At New York City Ballet last week, the company chose four ballets to evoke “Balanchine’s World,” and each veered off the most familiar paths treaded by the choreographer. The program began with the truly atypical “Le Tombeau de Couperin,” which Balanchine made for NYCB’s Ravel Festival in 1975. The work is performed to orchestrations by Ravel of music that the composer had written originally for piano; it is atypical in the Balanchine canon, because it is performed by eight couples, with no interjection of soloists or even obvious leaders of any kind. It’s all ensemble, all the time, and its singularity is affirmed by the way that precise symmetries are preserved, even when they appear to have been arrived at accidentally.

“Balanchine’s World” could as easily be called “Balanchine’s Worlds,” as we took a trip to southern climes for his 1964 “Tarantella,” wherein he uses the staple of Neapolitan folk revelry and shoots it full of his own neoclassical vocabulary. Led last Thursday by Megan Fairchild and Daniel Ulbricht, “Tarantella” is loaded with signifiers of hopped-up hot-bloodedness that look more campy the faster they are performed. Since a tarantella is by nature fast and fiery, and since Balanchine’s most characteristic tempo is fast, his “Tarantella” can get campy indeed. But both Ms. Fairchild and Mr. Ulbricht whacked their tambourines with fearless gusto.

A complete contrast in mood and tempo is provided by 1963’s “Bugaku,” in which Balanchine takes stock of different cultures’ varying ideals of masculinity and femininity.

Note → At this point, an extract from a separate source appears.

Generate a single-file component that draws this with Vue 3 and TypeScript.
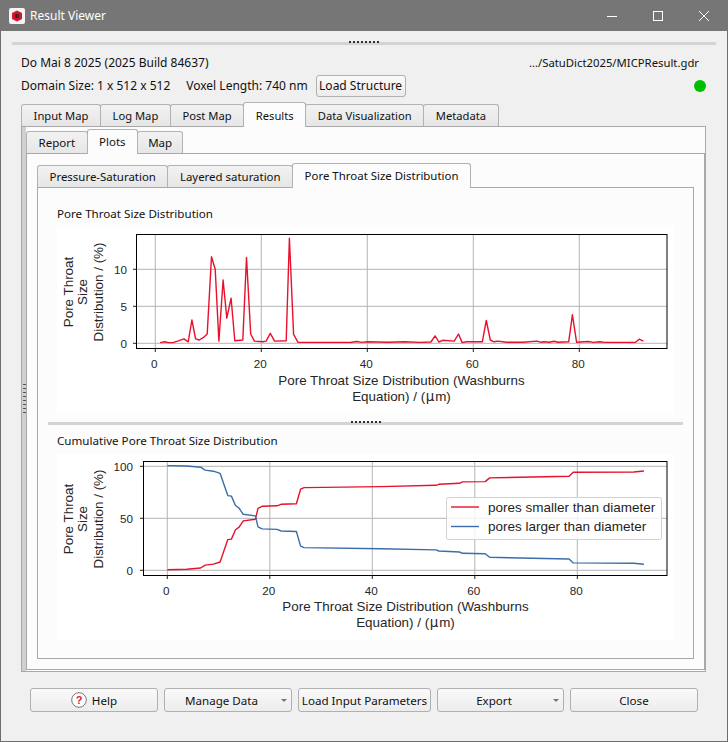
<script setup lang="ts">
import { ref } from 'vue'

type Pt = [number, number]

const topTabs = ['Input Map', 'Log Map', 'Post Map', 'Results', 'Data Visualization', 'Metadata']
const subTabs = ['Report', 'Plots', 'Map']
const plotTabs = ['Pressure-Saturation', 'Layered saturation', 'Pore Throat Size Distribution']

const activeTop = ref('Results')
const activeSub = ref('Plots')
const activePlot = ref('Pore Throat Size Distribution')

const distribution: Pt[] = [
  [0.9, 0.1], [1.8, 0.2], [2.5, 0.1], [3.3, 0.1], [4.2, 0.3], [5.4, 0.6], [6.2, 0.2], [6.9, 3.15],
  [7.6, 0.6], [8.3, 0.45], [9.1, 0.8], [9.8, 1.25], [10.6, 11.7], [11.3, 10], [12, 0.3], [12.8, 8.55],
  [13.5, 3.4], [14.3, 6.1], [15, 0.35], [16.5, 0.45], [17.2, 11.6], [18, 1.25], [18.7, 0.3], [20.2, 0.2],
  [20.9, 0.3], [21.7, 1.35], [22.5, 0.3], [24.7, 0.35], [25.3, 14.2], [26.1, 1.2], [26.9, 0.15],
  [32, 0.12], [37, 0.15], [38, 0.25], [39, 0.12], [40, 0.22], [44, 0.15], [47, 0.22], [50, 0.12],
  [52, 0.18], [52.8, 1], [53.5, 0.18], [54.2, 0.4], [56.4, 0.3], [57.2, 1.25], [57.9, 0.1], [58.7, 0.2],
  [61.7, 0.2], [62.45, 3.1], [63.2, 0.45], [63.9, 0.2], [64.6, 0.3], [66.3, 0.15], [69.4, 0.15], [72, 0.3],
  [72.7, 0.15], [73.3, 0.22], [74.4, 0.15], [75.2, 0.28], [76, 0.15], [78, 0.2], [78.7, 3.85], [79.5, 0.15],
  [81.7, 0.25], [82.6, 0.12], [83.9, 0.2], [84.8, 0.12], [90.6, 0.15], [91.3, 0.55], [92.1, 0.3],
]

const smaller: Pt[] = [
  [0, 0.6], [3.8, 1], [6.5, 2.2], [7.4, 5], [9, 6], [10.3, 8], [11, 18], [11.8, 29.5], [12.5, 30],
  [13.3, 39], [14, 41.5], [14.8, 47.5], [17.2, 49], [17.7, 59.5], [18.5, 61.5], [21.4, 62], [22.2, 63.5],
  [25.2, 64], [26, 78], [26.7, 79.5], [41.7, 80.5], [52.4, 81.7], [53, 82.7], [57, 83.7], [57.6, 85],
  [62, 85.3], [62.9, 88.8], [78.4, 90.4], [79.2, 94.2], [91, 94.5], [93, 95.5],
]
const larger: Pt[] = smaller.map(([x, y]) => [x, 101.3 - y])

const charts = [
  {
    title: 'Pore Throat Size Distribution',
    left: 79.5, top: 7.5, bottom: 121.5,
    x0: 98.3, xScale: 5.3, y0: 116.3, yScale: 7.4,
    yTicks: [0, 5, 10],
    yLabelX: 70, labelCx: 344.5, labelY: [158, 174], yCentre: 65,
    series: [{ color: '#e8112d', pts: distribution }],
    legend: false,
  },
  {
    title: 'Cumulative Pore Throat Size Distribution',
    left: 86.5, top: 7.5, bottom: 121.5,
    x0: 110.3, xScale: 5.125, y0: 116.3, yScale: 1.04,
    yTicks: [0, 50, 100],
    yLabelX: 76, labelCx: 348.5, labelY: [157, 173], yCentre: 65,
    series: [{ color: '#e8112d', pts: smaller }, { color: '#3b6cab', pts: larger }],
    legend: true,
  },
]
const xTicks = [0, 20, 40, 60, 80]
const right = 610

function linePath(pts: Pt[], c: (typeof charts)[number]): string {
  return pts
    .map(([x, y], i) => `${i ? 'L' : 'M'}${(c.x0 + x * c.xScale).toFixed(1)} ${(c.y0 - y * c.yScale).toFixed(1)}`)
    .join(' ')
}
</script>

<template>
  <div class="window">
    <header class="titlebar">
      <svg class="app-icon" width="16" height="16" viewBox="0 0 16 16">
        <rect width="16" height="16" rx="2" fill="#f4f4f4" />
        <path d="M8 2.5 13 5v6l-5 2.5L3 11V5z" fill="#d3152b" />
        <circle cx="8" cy="8" r="2.2" fill="#4a2024" />
      </svg>
      <span class="title">Result Viewer</span>
      <div class="controls">
        <svg width="10" height="10" viewBox="0 0 10 10"><path d="M0 5.5h10" stroke="#fff" /></svg>
        <svg width="10" height="10" viewBox="0 0 10 10"><rect x=".5" y=".5" width="9" height="9" fill="none" stroke="#fff" /></svg>
        <svg width="10" height="10" viewBox="0 0 10 10"><path d="M0 0l10 10M10 0 0 10" stroke="#fff" /></svg>
      </div>
    </header>

    <main class="body">
      <div class="splitter top-splitter"><span class="grip"></span></div>

      <div class="info">
        <div class="info-row row-one">
          <span>Do Mai 8 2025 (2025 Build 84637)</span>
          <span class="path">.../SatuDict2025/MICPResult.gdr</span>
        </div>
        <div class="info-row row-two">
          <span>Domain Size: 1 x 512 x 512</span>
          <span class="voxel">Voxel Length: 740 nm</span>
          <button class="btn small">Load Structure</button>
          <i class="status"></i>
        </div>
      </div>

      <div class="tabs top-tabs">
        <button v-for="t in topTabs" :key="t" class="tab" :class="{ active: t === activeTop }" @click="activeTop = t">{{ t }}</button>
      </div>
      <section class="pane outer-pane">
        <div class="v-splitter"><span class="v-grip"></span></div>
        <div class="sub-wrap">
          <div class="tabs sub-tabs">
            <button v-for="t in subTabs" :key="t" class="tab" :class="{ active: t === activeSub }" @click="activeSub = t">{{ t }}</button>
          </div>
          <section class="pane sub-pane">
            <div class="tabs plot-tabs">
              <button v-for="t in plotTabs" :key="t" class="tab" :class="{ active: t === activePlot }" @click="activePlot = t">{{ t }}</button>
            </div>
            <section class="pane plot-pane">
              <template v-for="(c, n) in charts" :key="c.title">
                <div v-if="n" class="splitter mid-splitter"><span class="grip"></span></div>
                <div class="plot-block">
                  <h4 class="plot-title">{{ c.title }}</h4>
                  <svg class="chart" width="617" height="186" viewBox="0 0 617 186">
                    <g stroke="#b4b4b4" stroke-width="1">
                      <line v-for="v in xTicks" :key="v" :x1="c.x0 + v * c.xScale" :x2="c.x0 + v * c.xScale" :y1="c.top" :y2="c.bottom" />
                      <line v-for="v in c.yTicks" :key="v" :x1="c.left" :x2="right" :y1="c.y0 - v * c.yScale" :y2="c.y0 - v * c.yScale" />
                    </g>
                    <path v-for="s in c.series" :key="s.color" :d="linePath(s.pts, c)" fill="none" :stroke="s.color" stroke-width="1.4" stroke-linejoin="round" />
                    <rect :x="c.left" :y="c.top" :width="right - c.left" :height="c.bottom - c.top" fill="none" stroke="#000" />
                    <g stroke="#222">
                      <line v-for="v in xTicks" :key="v" :x1="c.x0 + v * c.xScale" :x2="c.x0 + v * c.xScale" :y1="c.bottom" :y2="c.bottom + 3.5" />
                      <line v-for="v in c.yTicks" :key="v" :x1="c.left - 3.5" :x2="c.left" :y1="c.y0 - v * c.yScale" :y2="c.y0 - v * c.yScale" />
                    </g>
                    <g class="tick-text">
                      <text v-for="v in xTicks" :key="v" :x="c.x0 + v * c.xScale - 1" y="141" text-anchor="middle">{{ v }}</text>
                      <text v-for="v in c.yTicks" :key="v" :x="c.yLabelX" :y="c.y0 - v * c.yScale + 4.5" text-anchor="end">{{ v }}</text>
                    </g>
                    <g class="axis-text">
                      <text :x="c.labelCx" :y="c.labelY[0]" text-anchor="middle">Pore Throat Size Distribution (Washburns</text>
                      <text :x="c.labelCx" :y="c.labelY[1]" text-anchor="middle">Equation) / (<tspan class="mu" dx=".5">µ</tspan>m)</text>
                      <text :transform="`translate(16 ${c.yCentre}) rotate(-90)`" text-anchor="middle">Pore Throat</text>
                      <text :transform="`translate(30 ${c.yCentre}) rotate(-90)`" text-anchor="middle">Size</text>
                      <text :transform="`translate(46 ${c.yCentre}) rotate(-90)`" text-anchor="middle">Distribution / (%)</text>
                    </g>
                    <g v-if="c.legend" class="legend">
                      <rect x="389.5" y="43.5" width="215" height="42" rx="2" fill="#fff" fill-opacity=".8" stroke="#d2d2d2" />
                      <line x1="394" x2="422" y1="53" y2="53" stroke="#e8112d" stroke-width="1.4" />
                      <line x1="394" x2="422" y1="72.5" y2="72.5" stroke="#3b6cab" stroke-width="1.4" />
                      <text x="431" y="57.5">pores smaller than diameter</text>
                      <text x="431" y="77">pores larger than diameter</text>
                    </g>
                  </svg>
                </div>
              </template>
            </section>
          </section>
        </div>
      </section>

      <footer class="actions">
        <button class="btn">
          <svg width="16" height="16" viewBox="0 0 16 16">
            <circle cx="8" cy="8" r="7.3" fill="#fff" stroke="#777" />
            <text x="8" y="12" text-anchor="middle" class="help-mark">?</text>
          </svg>
          Help
        </button>
        <button class="btn combo">Manage Data<i class="caret"></i></button>
        <button class="btn load">Load Input Parameters</button>
        <button class="btn combo">Export<i class="caret"></i></button>
        <button class="btn">Close</button>
      </footer>
    </main>
  </div>
</template>

<style>
html, body { margin: 0; background: #f0f0f0; }
</style>

<style scoped>
.window {
  width: 728px;
  height: 742px;
  box-sizing: border-box;
  display: flex;
  flex-direction: column;
  border: 1px solid #6e6e6e;
  border-top: 0;
  background: #f0f0f0;
  font: 12px "Noto Sans", sans-serif;
  color: #111;
}
.titlebar {
  height: 31px;
  flex: none;
  margin: 0 -1px;
  display: flex;
  align-items: center;
  padding: 0 19px 0 9px;
  background: #767676;
  color: #fff;
}
.title { margin-left: 5px; }
.controls { margin-left: auto; display: flex; gap: 36px; }
.body { flex: 1; min-height: 0; display: flex; flex-direction: column; padding: 11px 11px 0 20px; }
.splitter { height: 3px; background: #d4d4d4; flex: none; position: relative; }
.top-splitter { margin: 0 0 0 -9px; }
.mid-splitter { margin: 0 10px; }
.grip {
  position: absolute;
  left: 50%;
  top: -1px;
  width: 30px;
  height: 2px;
  margin-left: -15px;
  background: repeating-linear-gradient(90deg, #333 0 2px, transparent 2px 4px);
}
.info { padding-top: 6px; }
.info-row { display: flex; align-items: center; }
.row-one { justify-content: space-between; height: 23px; padding-right: 17px; }
.path { font-size: 11.3px; }
.row-two { height: 23px; }
.voxel { margin-left: 16px; }
.status {
  width: 12px;
  height: 12px;
  margin: 0 10px 0 auto;
  border-radius: 50%;
  background: #00bf00;
}
.btn {
  font: inherit;
  font-size: 11.6px;
  color: inherit;
  height: 24px;
  border: 1px solid #b0b0b0;
  border-radius: 3px;
  background: linear-gradient(#fafafa, #ececec);
  padding: 0;
  display: flex;
  align-items: center;
  justify-content: center;
  gap: 5px;
  position: relative;
}
.small { height: 22px; width: 90px; margin-left: 8px; font-size: 12px; }
.tabs { display: flex; align-items: flex-end; flex: none; height: 24px; }
.tab {
  font: inherit;
  color: inherit;
  height: 22px;
  padding: 0 11.5px;
  border: 1px solid #b2b2b2;
  border-bottom: 0;
  border-radius: 3px 3px 0 0;
  background: linear-gradient(#f2f2f2, #e6e6e6);
  margin-right: -1px;
}
.tab.active {
  height: 25px;
  background: #fcfcfc;
  padding-bottom: 2px;
  position: relative;
  z-index: 1;
  margin-bottom: -1px;
}
.top-tabs { margin-top: 5px; font-size: 11.2px; }
.top-tabs .tab { padding: 0 11.6px; }
.sub-tabs { font-size: 11.5px; }
.sub-tabs .tab:last-child { padding: 0 10px; }
.plot-tabs { font-size: 11.45px; }
.pane { border: 1px solid #a8a8a8; background: #fcfcfc; }
.outer-pane { height: 546px; box-sizing: border-box; flex: none; display: flex; margin-right: 10px; }
.v-splitter { width: 4px; flex: none; background: #d0d0d0; position: relative; }
.v-grip {
  position: absolute;
  top: 50%;
  left: .5px;
  width: 3px;
  height: 30px;
  margin-top: -15px;
  background: repeating-linear-gradient(#555 0 1.4px, transparent 1.4px 4px);
}
.sub-wrap { flex: 1; min-width: 0; display: flex; flex-direction: column; padding: 2px 0 1px; }
.sub-pane { flex: 1; min-height: 0; padding: 9px 10px 10px; display: flex; flex-direction: column; }
.plot-pane { flex: 1; min-height: 0; display: flex; flex-direction: column; padding-top: 10px; }
.plot-block { padding: 0 19px; }
.plot-title { margin: 0; height: 29px; font-size: 11.6px; font-weight: 400; line-height: 32px; }
.chart { display: block; background: #fff; font-family: "Liberation Sans", Arial, sans-serif; margin-bottom: 9px; }
.tick-text text { font-size: 11.7px; fill: #262626; }
.axis-text text { font-size: 13.4px; fill: #262626; }
.mu { font-family: "DejaVu Sans", sans-serif; letter-spacing: 1px; }
.legend text { font-size: 13.5px; fill: #1e1e1e; }
.help-mark { font: 700 11px "Liberation Sans", sans-serif; fill: #e0182d; }
.actions { display: grid; grid-template-columns: 128px 128px 133px 127px 128px; gap: 6px; margin: 16px 18px 0 9px; }
.combo { padding-right: 13px; }
.caret {
  position: absolute;
  right: 4px;
  top: 10px;
  border: 3px solid transparent;
  border-top: 3px solid #777;
  border-bottom: 0;
}
</style>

“Bugaku” welds the outward-flowing energy of ballet with the centripetal postures of Asian dance and theater. The heroine seems to be bride, courtesan, court entertainer, or all of the preceding. Maria Kowroski performed the role on Thursday. Ms. Kowroski never let her erotic acrobatics turn her into a dominatrix. Even at her most overtly connubial, she maintained a stately detachment, which lent complexity to her participation in this proclamation of male-female interdependence.

In “La Sonnambula,” which closed the program, everyone onstage is somehow tainted. For the ballet, created in 1946, Balanchine visited one of his recurring locales: the haunted ballroom. And he laid on the Gothic atmospherics in a more pointed manner than usual, setting them to a melange of Bellini themes expertly assembled by Vittorio Rieti.

Here a perverse and abusive Baron presides over a ball in which the hired entertainers are no more adept at role-playing than the attendees. Among them is an enigmatic Poet, who makes himself familiar with both the Baron’s mistress — the Coquette — and the Sleepwalker, a resident madwoman in the Baron’s castle attic.

The Poet is unquestionably a victim, but not exactly a martyr. He’s able to embody centuries of poetic marginalization. He could be descended from the bards described by Juvenal and Petronius as hungering for crumbs at the tables of patrons in the early days of the Roman Empire. But he is also one of the 19th century’s rogue adventurers, avid for experience with no compunction at letting the chips fall where they may.

The Sleepwalker is passive, but she still stokes her own agenda. In her duet with the Poet, she seems devoid of autonomy. On Thursday night, when Darci Kistler’s Sleepwalker danced backward in a bourrée, she seemed likely to ricochet off the rear wall of the theater had not Nikolaj Hübbe’s Poet stopped her and sent her spinning in a new direction. The Sleepwalker’s helplessness exists alongside hidden potency; when the Poet is dispatched by the Baron, it is the Sleepwalker who descends from her aerie and carries his corpse back upstairs with her.

The principal roles in “La Sonnambula” are so evasive that it’s difficult ever to feel that total justice has ever been done them, but the interpretations we saw Thursday were admirable. Though young, Amar Ramasar was at least as baronial as most of the Barons that NYCB has fielded in recent years. Ms. Kistler has danced the Sleepwalker for 20 years, and her experience informed her smoothly skimming bourrées and lent an alertness to her surface obliviousness. Making her debut as the capricious Coquette, Sara Mearns produced moments of authentic power. And Mr. Hübbe was fully cognizant of the ambivalence of the Poet and his fateful visit to this iniquitous estate of Balanchine’s imagining.